For Johnson, Black-owned barbershops nestled in neighborhoods across America have far more value than simply being places where you can get a cut. Barbershops are embedded in the fabric of Black culture. They’ve become safe spaces for crucial conversations and have evolved into establishments for Black wellness. Through his photo project, You Next, Johnson visually captured the influence and impact that these businesses have on the lives of Black men and women. Bringing this project to fruition was no easy feat for Johnson. He came up with the concept for You Next two years ago and made the brave decision to leave his corporate job behind to pursue this project. He knew that You Next was something bigger than himself and wholeheartedly believed that it would be an important contribution to Black culture.

“It was really tough. There were a lot of long nights where I thought about whether what I was doing was smart. It took a lot of faith to step out on that limb,” he told NewsOne. “I found inspiration in the journeys of barbers. When you start barbering you have to be confident and trusting of the process. You have to have faith that the community you’re servicing will support you. That’s what pushed me to move forward with the project. The project went through a few iterations. I wanted to create something that was new and reflective of the time that we’re in.” With the help of a Kickstarter campaign that he launched, he was able to move forward with making You Next a reality.

Brandee Sanders barber story photos

College students from the nearby Atlanta University Center share a moment at Philly’s Finest Barber Shop in Atlanta. Credit: Antonio Johnson

Johnson has had many memorable experiences along his journey. He’s witnessed toddlers get their first haircut—which he calls a rite of passage—and has been present for some heated barbershop debates about everything from sports to politics. He also got the opportunity to meet Dr. Martin Luther King Jr.’s former barber. Through the project, he’s been to 16 cities—including New York, Atlanta, Chicago, Washington, D.C., and Oakland—and has highlighted over 100 barbershops.

Johnson has transformed his photo project into a coffee table book that will feature 250 black and white images that he’s captured and poignant essays from individuals in the barber community, cultural critics, and leading voices in the literary world. The written pieces will cover entrepreneurship, gentrification, faith, and sexuality. It will be published by the Chicago Review Press and is slated to be released in September 2020.

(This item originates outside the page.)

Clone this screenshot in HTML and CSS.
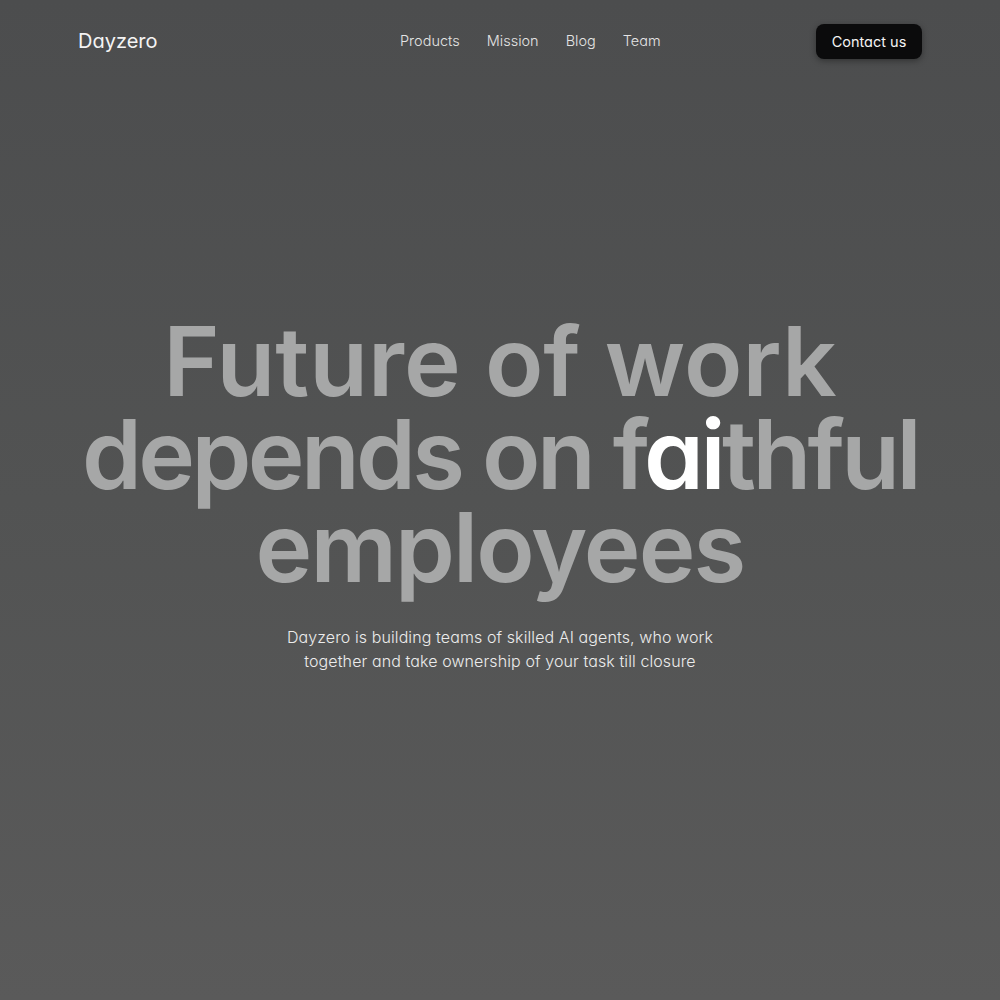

Brandee Sanders barber story photos

An elderly man sits in Atlanta’s Philly’s Finest Barber Shop.  Credit: Antonio Johnson

At a time where there is a lot at stake for Black folks socially and politically Johnson says that barbershops are needed now more than ever; especially with the 2020 presidential election approaching. He wants them to be utilized as tools to increase votership among the Black community. Going beyond politics he hopes that discussions about ownership, economic empowerment and wellness practices are brought to more barbershops. Barbershops are often a key to economic freedom for individuals who have been incarcerated. “Barbershops have cultivated a sense of community,” he said. “They are the most important small businesses in our country and when we invest in them the return is strong. The You Next project stands on the shoulders of Black barbers that started their own businesses and have allowed us to look fresh for important life milestones like birthdays, weddings, and even job interviews. You Next celebrates the most important business in our community.”